Frankie Edgar (top) | Sherdog.com
Rare is it when a champion goes into a title defense as an underdog, but UFC lightweight boss Frankie Edgar is used to defying the odds. Facing Gray Maynard at UFC 125 “Resolution” on Saturday at the MGM Grand Garden Arena in Las Vegas, the bookmakers have made the New Jersey scrapper an 8-5 underdog against the man who beat him two years ago.
Edgar -- whose UFC debut was a thrilling decision win over Tyson Griffin -- was not supposed to beat B.J. Penn, either, much less twice in a row, but he did. Now, he finds himself atop a lightweight division that is a veritable dog pile of talent. With Maynard coming to knock him off, WEC champion Anthony Pettis waits in the wings for the winner.
It seems fitting that lightweights, once a forgotten weight class in stateside MMA, headline a show that does not feature a heavyweight match. Heavyweights provide mainstream allure as main card matches and likely highlight fodder when staged on the prelims. How quickly the world changes, and Edgar knows it as well as anyone. For him to continue his string of impressive and inspiring wins, he will have to present a better version than the one Maynard schooled in their first match.

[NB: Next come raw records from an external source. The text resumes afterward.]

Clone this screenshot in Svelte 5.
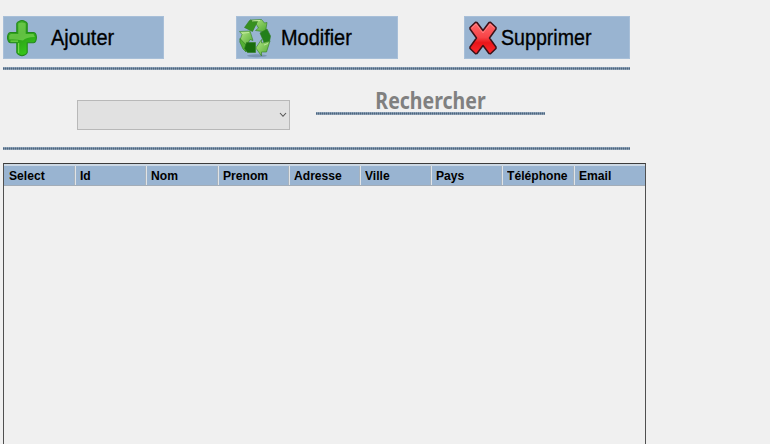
<script>
  const columns = ['Select', 'Id', 'Nom', 'Prenom', 'Adresse', 'Ville', 'Pays', 'Téléphone', 'Email'];
</script>

<main>
  <div class="toolbar">
    <button class="add">
      <svg width="32" height="38" viewBox="0 0 32 38">
        <defs>
          <linearGradient id="plus" x1="0" y1="0" x2="0.5" y2="1">
            <stop offset="0" stop-color="#48b82e" />
            <stop offset=".5" stop-color="#2a9c17" />
            <stop offset="1" stop-color="#35c51a" />
          </linearGradient>
        </defs>
        <path d="M10.800 4.500Q11 3 13 2.500Q16 .5 19 2.500Q21 3 21.200 4.500V13.500H27.500Q29 13.500 29.800 15.300Q31 18.500 29.800 21.700Q29 23.700 27.500 23.700H21.200V33.500Q21 35 19 35.800Q16 37.500 13 35.800Q11 35 10.800 33.500V23.700H4.500Q3 23.700 2.200 21.700Q.8 18.500 2.200 15.300Q3 13.500 4.500 13.500H10.800Z" fill="url(#plus)" stroke="#23891b" stroke-width="1.100" stroke-linejoin="round" />
        <path d="M12.300 15V4.500Q16 2.300 19.700 4.500V15H27.500L28.800 18Q20 18 17 21.500Q10 20 3.200 20.500V16.500Q4 15 5 15Z" fill="#8edc64" opacity=".55" />
        <path d="M12.600 24V34M4.500 22.200H12" stroke="#9bed68" stroke-width="1.200" fill="none" opacity=".65" />
      </svg>
      <span>Ajouter</span>
    </button>
    <button class="edit">
      <svg width="34" height="40" viewBox="0 0 34 40">
        <defs>
          <linearGradient id="leaf" x1="0" y1="0" x2="1" y2="1">
            <stop offset="0" stop-color="#b6e789" />
            <stop offset="1" stop-color="#4da82e" />
          </linearGradient>
        </defs>
        <ellipse cx="19" cy="37.800" rx="10" ry="1.500" fill="#66809b" opacity=".6" />
        <g stroke="#2f7c1e" stroke-width=".6" stroke-linejoin="round">
          <path d="M12 2L23.500 1.500L26.500 5L29 4.500L27.500 14L17.500 12.500L20.500 10L17 4Z" fill="url(#leaf)" />
          <path d="M11.500 2.500L19.500 3.500L14.500 13.500L6.500 9.500Z" fill="#37901f" />
          <path d="M1.500 13.500L12 13L15 22.500L12 21.500L8.500 28L2 22L4 16.500Z" fill="url(#leaf)" />
          <path d="M2 20.500L8.500 27.500L8 34L5 31L1.800 24Z" fill="#55b033" />
          <path d="M8.500 24.500H17.500V34.500H9.500L6.500 30.500Z" fill="#196d0e" />
          <path d="M22 15L29 11L32.500 18L31.500 24L26 24.500Z" fill="#23801a" />
          <path d="M25 24.800L32 23L28.500 34H23.500V38L17.800 30L23.500 21.500V25Z" fill="url(#leaf)" />
        </g>
        <path d="M14 3L22 2.500M4 15.200L11 14.500M26 27L30 25.500" stroke="#d8f6b6" stroke-width="1" opacity=".7" />
      </svg>
      <span>Modifier</span>
    </button>
    <button class="remove">
      <svg width="28" height="34" viewBox="0 0 28 34">
        <defs>
          <linearGradient id="cross" x1="0" y1="0" x2="0" y2="1">
            <stop offset="0" stop-color="#ff6b6d" />
            <stop offset=".48" stop-color="#f74346" />
            <stop offset=".65" stop-color="#e9161a" />
            <stop offset="1" stop-color="#fb292d" />
          </linearGradient>
        </defs>
        <path d="M6.500 1.200L8 1.500L14 9.500L20 1.500L21.500 1.200L27 6.500V8L20.500 17L27 26V27.500L21.500 32.800L20 32.500L14 24.500L8 32.500L6.500 32.800L1 27.500V26L7.500 17L1 8V6.500Z" fill="url(#cross)" stroke="#3b1117" stroke-width="1.500" stroke-linejoin="round" />
        <path d="M2.700 7L7 3L14 12L21 3L25.300 7" fill="none" stroke="#ffa1a1" stroke-width=".9" opacity=".6" />
      </svg>
      <span>Supprimer</span>
    </button>
  </div>
  <div class="rule"></div>
  <div class="search">
    <div class="combo" role="combobox" aria-expanded="false" aria-controls="results" tabindex="0">
      <svg width="8" height="6" viewBox="0 0 8 6"><path d="M1 1L4 4.300L7 1" fill="none" stroke="#555" stroke-width="1.100" /></svg>
    </div>
    <div class="field">
      <span>Rechercher</span>
      <div class="rule"></div>
    </div>
  </div>
  <div class="rule"></div>
  <div class="grid" id="results">
    <div class="head">
      {#each columns as column}
        <div class="cell"><span>{column}</span></div>
      {/each}
    </div>
  </div>
</main>

<style>
  :global(body) { background: #f0f0f0; }
  main {
    box-sizing: border-box;
    width: 770px;
    height: 444px;
    padding: 16px 0 0 3px;
    overflow: hidden;
    background: #f0f0f0;
    font-family: "Liberation Sans", Arial, sans-serif;
    color: #000;
  }
  .toolbar {
    display: flex;
    justify-content: space-between;
    width: 627px;
    height: 43px;
    margin-bottom: 8px;
  }
  button {
    display: flex;
    align-items: center;
    box-sizing: border-box;
    height: 43px;
    margin: 0;
    padding: 0;
    border: 1px solid #a8bfd8;
    background: #99b4d1;
    color: #000;
    font: 22px/42px "Liberation Sans", Arial, sans-serif;
  }
  button svg { flex: none; }
  button span {
    transform: scaleX(.905);
    transform-origin: left;
    -webkit-text-stroke: .35px #000;
    white-space: nowrap;
  }
  .add { width: 161px; padding-left: 2px; }
  .add span { margin-left: 13px; }
  .edit { width: 162px; margin-left: 6px; padding-left: 1px; }
  .edit span { margin-left: 9px; }
  .remove { width: 166px; padding-left: 4px; }
  .remove span { margin-left: 4px; transform: scaleX(.892); }
  .rule {
    width: 627px;
    height: 3px;
    background:
      repeating-linear-gradient(90deg, transparent 0 1px, rgba(225, 235, 245, .3) 1px 2px),
      linear-gradient(#7188a0 0 1px, #4c6680 1px 2px, #71869c 2px 3px);
  }
  .search {
    display: flex;
    height: 77px;
  }
  .combo {
    display: flex;
    align-items: center;
    justify-content: flex-end;
    box-sizing: border-box;
    width: 213px;
    height: 30px;
    margin: 30px 0 0 74px;
    padding-right: 2px;
    border: 1px solid #b8b8b8;
    background: #e1e1e1;
  }
  .field {
    width: 229px;
    margin: 18px 0 0 26px;
    text-align: center;
  }
  .field span {
    display: block;
    height: 24px;
    font: bold 23.500px/24px "Noto Sans", Tahoma, sans-serif;
    color: #808080;
    transform: scaleX(.83);
  }
  .field .rule { width: 229px; }
  .grid {
    box-sizing: border-box;
    width: 643px;
    height: 290px;
    margin-top: 13px;
    border: 1px solid #505050;
    border-top: 1px solid #3c3c3c;
  }
  .head {
    display: flex;
    box-sizing: border-box;
    height: 22px;
    padding-left: 1px;
    border-top: 2px solid #ccd8e4;
    border-bottom: 1px solid #a3adb8;
    background: #99b4d1;
  }
  .cell {
    box-sizing: border-box;
    width: 71.200px;
    flex: none;
    padding-left: 4px;
    border-right: 1px solid #e0e3e5;
    box-shadow: inset -1px 0 #a6b3c0;
    font: bold 13.400px/19px "Liberation Sans", Arial, sans-serif;
  }
  .cell:last-child { width: 70px; border-right: 0; box-shadow: none; }
  .cell span {
    display: inline-block;
    transform: scaleX(.905);
    transform-origin: left;
  }
</style>
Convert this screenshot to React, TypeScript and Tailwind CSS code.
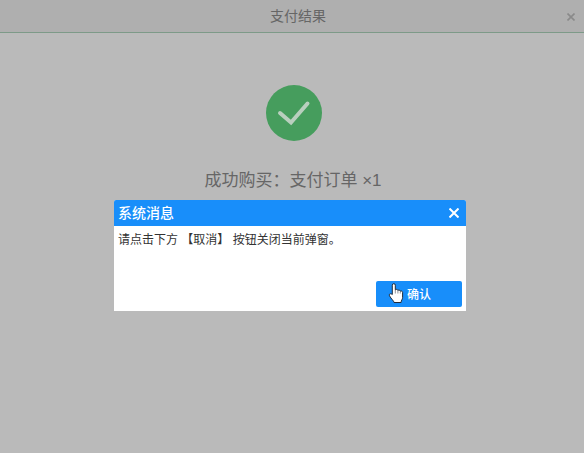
import React from 'react';

const SuccessMark: React.FC = () => (
  <svg viewBox="0 0 56 56" className="w-14 h-14" aria-hidden="true">
    <circle cx="28" cy="28" r="28" fill="#469d5d" />
    <path d="M14 28 25 37.500 41.500 18.500" fill="none" stroke="#b9cfbe" strokeWidth="4" strokeLinecap="round" strokeLinejoin="miter" />
  </svg>
);

const HandCursor: React.FC = () => (
  <svg viewBox="0 0 16 22" className="absolute left-3 top-0.5 w-4 h-[22px]" aria-hidden="true">
    <path
      d="M4.300 11.500V2.200a1.500 1.500 0 0 1 3 0v4.600c.8-.8 2.400-.5 2.600.6.8-.6 2.200-.2 2.400.8.9-.5 2.300 0 2.300 1.200v5c0 2-1.500 3-1.500 5.100H6c0-1.500-2.800-3.500-4.500-6.700-.8-1.600.8-2.900 2.800-1.300z"
      fill="#fff"
      stroke="#222b38"
      strokeWidth="1"
      strokeLinejoin="round"
    />
    <path d="M7.300 7V10.500M9.900 7.500V10.500M12.300 8.500V10.500" stroke="#222b38" strokeWidth="0.5" />
  </svg>
);

const MessageDialog: React.FC = () => (
  <div className="absolute inset-0 flex items-start justify-center pt-[200px] pr-1">
    <div role="dialog" aria-labelledby="dialog-title" className="w-[352px] rounded-t-xs bg-white overflow-hidden">
      <div className="h-[26px] pl-1 pr-1.5 flex items-center justify-between bg-[#188efa] text-white">
        <h2 id="dialog-title" className="text-[14px] leading-5 font-medium">系统消息</h2>
        <button type="button" aria-label="关闭" className="p-px">
          <svg viewBox="0 0 10 10" className="w-2.5 h-2.5" aria-hidden="true">
            <path d="M0.500 0.500 9.500 9.500M9.500 0.500 0.500 9.500" stroke="currentColor" strokeWidth="2" />
          </svg>
        </button>
      </div>
      <p className="px-1 pt-1.5 text-xs text-[#333]">请点击下方 【取消】 按钮关闭当前弹窗。</p>
      <div className="flex justify-end pt-[33px] pr-1 pb-1">
        <button
          type="button"
          className="relative w-[86px] h-[26px] pt-0.5 rounded-xs bg-[#188efa] text-xs font-medium text-white"
        >
          <HandCursor />
          确认
        </button>
      </div>
    </div>
  </div>
);

const App: React.FC = () => {
  return (
    <div className="relative min-h-screen bg-[#bababa] text-[#666] font-['Liberation_Sans','Noto_Sans_CJK_SC',sans-serif]">
      <header className="relative h-[33px] flex items-center justify-center pl-3 bg-[#afafaf] border-b border-[#7d9a88]">
        <h1 className="text-[14px] leading-5">支付结果</h1>
        <button type="button" aria-label="关闭" className="absolute right-2 top-3 p-px text-[#8a8a8a]">
          <svg viewBox="0 0 8 8" className="w-2 h-2" aria-hidden="true">
            <path d="M0.500 0.500 7.500 7.500M7.500 0.500 0.500 7.500" stroke="currentColor" strokeWidth="1.6" />
          </svg>
        </button>
      </header>

      <main className="pt-[52px] pl-1 flex flex-col items-center">
        <SuccessMark />
        <p className="mt-[26px] pr-0.5 text-[17px] leading-7">成功购买：支付订单 ×1</p>
      </main>

      <MessageDialog />
    </div>
  );
};

export default App;
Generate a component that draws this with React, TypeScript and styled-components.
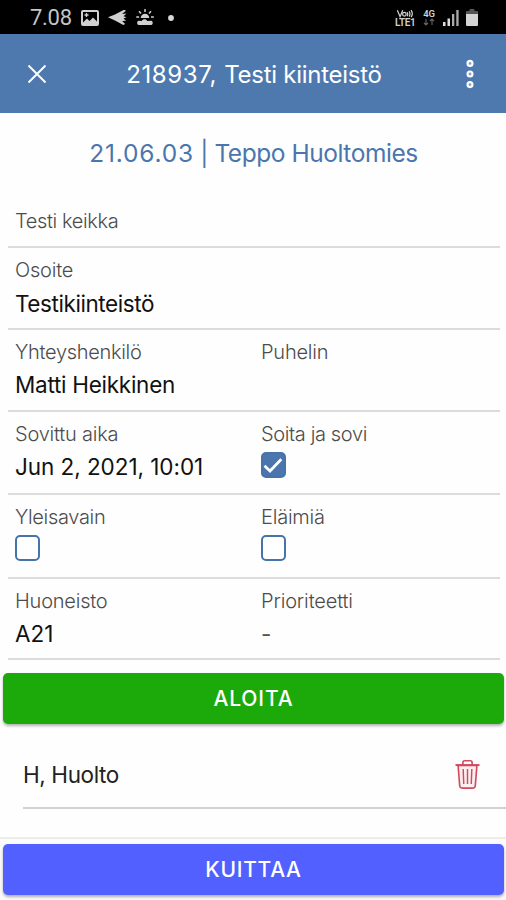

UFC Lightweight Championship
Frankie Edgar vs. Gray Maynard
The Matchup: If their first bout and track records are any indication, this one probably goes the distance. That’s because neither man has built a reputation as a finisher -- and deservedly so. With 23 wins between them, and 16 of those by decision, whoever emerges as UFC lightweight champion will probably suffer from a lot more criticism than even George St. Pierre deals with these days. That said, with a five-round bout on tap that is almost certain to go deep, strategy and round-winning tactics are at a premium here.
In their April 2008 match, Maynard was simply too big and strong, using that to pull down Edgar into his game. While Edgar is exciting to watch even when he is not stopping people, Maynard relies on a reductive style that sucks people into the kind of fight he likes.
Maynard has proven too good a wrestler for almost any lightweight to have a realistic chance of taking and keeping him down, and he has adapted his stand-up to play to those strengths, firing off right hands, moving his head to avoid blows and rarely throwing kicks. He keeps his feet in proper position should wrestling opportunities develop but, at times, seems too willing to stand. Against Roger Huerta, he nearly frittered away the match until coming to his senses and taking down Huerta in the third, dominating the round and sealing the decision.
For Edgar to win, he has to bring exceptional speed and striking decisions into the equation. In his two wins over Penn, you could never guess what he was going to do next, which is why he was able to win. To achieve victory here, Edgar will have to outwork Maynard, knowing full well he is going to have to go five rounds to do it. It is critical that he score an equal amount of takedowns to get the decision and not get stuck in defensive positions.
Maynard must have been tickled pink when Edgar won the rematch against Penn. An on-point Penn seems the perfect guy to beat Maynard, but Edgar appears to play right into his hands.
Maynard should concentrate on clinching whenever possible and countering Edgar when the champion flits in and out. Instead of battling to take the spry Edgar to the floor -- he is incredibly hard to keep there -- Maynard should just push him against the fence early on, dirty box, rinse and repeat. It is a very tiring kind of match to fight, especially for the guy getting shoved against the fence, and Edgar is not going to win this one if he lacks the room necessary to apply his superior speed.
If and when Maynard does take down the champion and establish a base of operations there, there is nothing wrong with hitting a guy 20 times in a row in the ribs while he works to get out from under you. It may not be pretty or rousing but, then again, neither was college football in the 1960s, when Ohio State was running the ball 60 times a game. Whatever wins.
This bout will probably spark some strong discussions about how MMA should be scored, as Edgar has improved enough to be more effective standing than in the first fight; Maynard has five rounds to impose his superior wrestling and size.
The Pick: Whether fast, glancing combinations count more than a takedown and ho-hum ground work from the top remains a matter of opinion, but that is where I see Maynard driving this one. He just seems to be a bad style matchup for the champion. Maynard by unanimous decision.